Find the greatest positive integer $m$, such that one of the $4$ letters $C,G,M,O$ can be placed in each cell of a table with $m$ rows and $8$ columns, and has the following property: For any two distinct rows in the table, there exists at most one column, such that the entries of these two rows in such a column are the same letter.
Problem
Source: CGMO 2016 Q6
Tags: combinatorics
InCtrl
05.03.2017 22:50
For the sake of convenience let the letters be $A,B,C,D$. Let $a_i$ be the number of letters $a$ in row $i$, $i$ ranges from $1$ to $m$. Similarly define $b_i,c_i$ and $d_i$. The given condition means that there is no mono-lettered rectangle on the board.
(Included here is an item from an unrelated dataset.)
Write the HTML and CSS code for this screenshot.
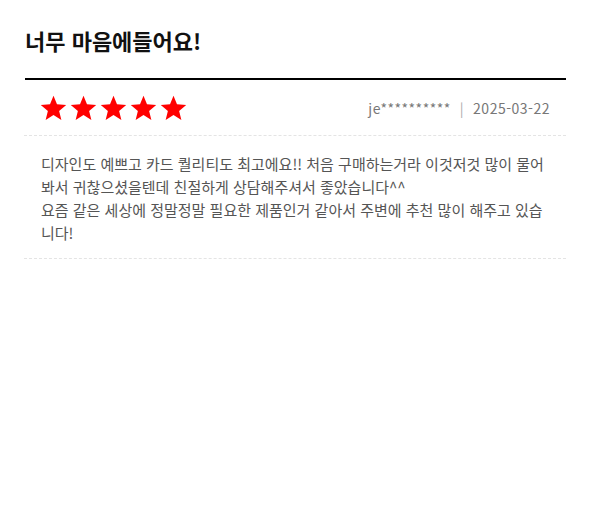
FILE: index.html
```html
<!DOCTYPE html>
<html lang="ko">
<head>
<meta charset="utf-8">
<link rel="stylesheet" href="styles.css">
</head>
<body>
<div class="review">
  <h2 class="title">너무 마음에들어요!</h2>
  <div class="head">
    <div class="stars">
      <svg viewBox="0 0 24 24"><path d="M12 1.5l3.1 7.6 8.2.6-6.3 5.3 2 8-7-4.4-7 4.4 2-8L.7 9.7l8.2-.6z"/></svg>
      <svg viewBox="0 0 24 24"><path d="M12 1.5l3.1 7.6 8.2.6-6.3 5.3 2 8-7-4.4-7 4.4 2-8L.7 9.7l8.2-.6z"/></svg>
      <svg viewBox="0 0 24 24"><path d="M12 1.5l3.1 7.6 8.2.6-6.3 5.3 2 8-7-4.4-7 4.4 2-8L.7 9.7l8.2-.6z"/></svg>
      <svg viewBox="0 0 24 24"><path d="M12 1.5l3.1 7.6 8.2.6-6.3 5.3 2 8-7-4.4-7 4.4 2-8L.7 9.7l8.2-.6z"/></svg>
      <svg viewBox="0 0 24 24"><path d="M12 1.5l3.1 7.6 8.2.6-6.3 5.3 2 8-7-4.4-7 4.4 2-8L.7 9.7l8.2-.6z"/></svg>
    </div>
    <div class="meta"><span>je**********</span><span class="sep">|</span><span>2025-03-22</span></div>
  </div>
  <div class="body">디자인도 예쁘고 카드 퀄리티도 최고에요!! 처음 구매하는거라 이것저것 많이 물어봐서 귀찮으셨을텐데 친절하게 상담해주셔서 좋았습니다^^<br>요즘 같은 세상에 정말정말 필요한 제품인거 같아서 주변에 추천 많이 해주고 있습니다!</div>
</div>
</body>
</html>
```

FILE: styles.css
```css
html, body {
  margin: 0;
  padding: 0;
  background: #fff;
}
body {
  font-family: "Noto Sans CJK KR", "Noto Sans", sans-serif;
}
.review {
  margin: 0 25px 0 24px;
  padding-top: 24px;
}
.title {
  margin: 0 0 0 1px;
  font-size: 22px;
  font-weight: 700;
  letter-spacing: 0;
  line-height: 32px;
  color: #111;
  padding-bottom: 22px;
  border-bottom: 2px solid #000;
}
.head {
  display: flex;
  align-items: center;
  justify-content: space-between;
  padding: 14px 16px 14px 16px;
  border-bottom: 1px dashed #e4e4e4;
}
.stars {
  display: flex;
  gap: 3px;
}
.stars svg {
  width: 27px;
  height: 27px;
  fill: #ff0000;
  display: block;
}
.meta {
  font-size: 14px;
  color: #777;
  display: flex;
  align-items: center;
  letter-spacing: 0.5px;
}
.sep {
  margin: 0 9px;
  color: #aaa;
}
.body {
  padding: 16px 16px 14px 17px;
  font-size: 15px;
  line-height: 23px;
  color: #555;
  letter-spacing: 0;
  border-bottom: 1px dashed #e4e4e4;
}
```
Let $S_a=\sum a_i$ and similarly for $S_b,S_c, S_d$.
Counting rows, this means that $\sum\dbinom{a_i}{2}\le \dbinom{8}{2}$, otherwise there would be a rectangle by pigeonhole. By Jensen, we have the inequality $\sum \dbinom{a_i}{2}\ge m\dbinom{\frac{S_a}{m}}{2}$. Combining this with the previous inequality yields
$$m\left(\frac{S_a}{m}\right)\left(\frac{S_a}{m}-1\right)\le 56\iff$$$$S_a^2-mS_a\le 56m$$.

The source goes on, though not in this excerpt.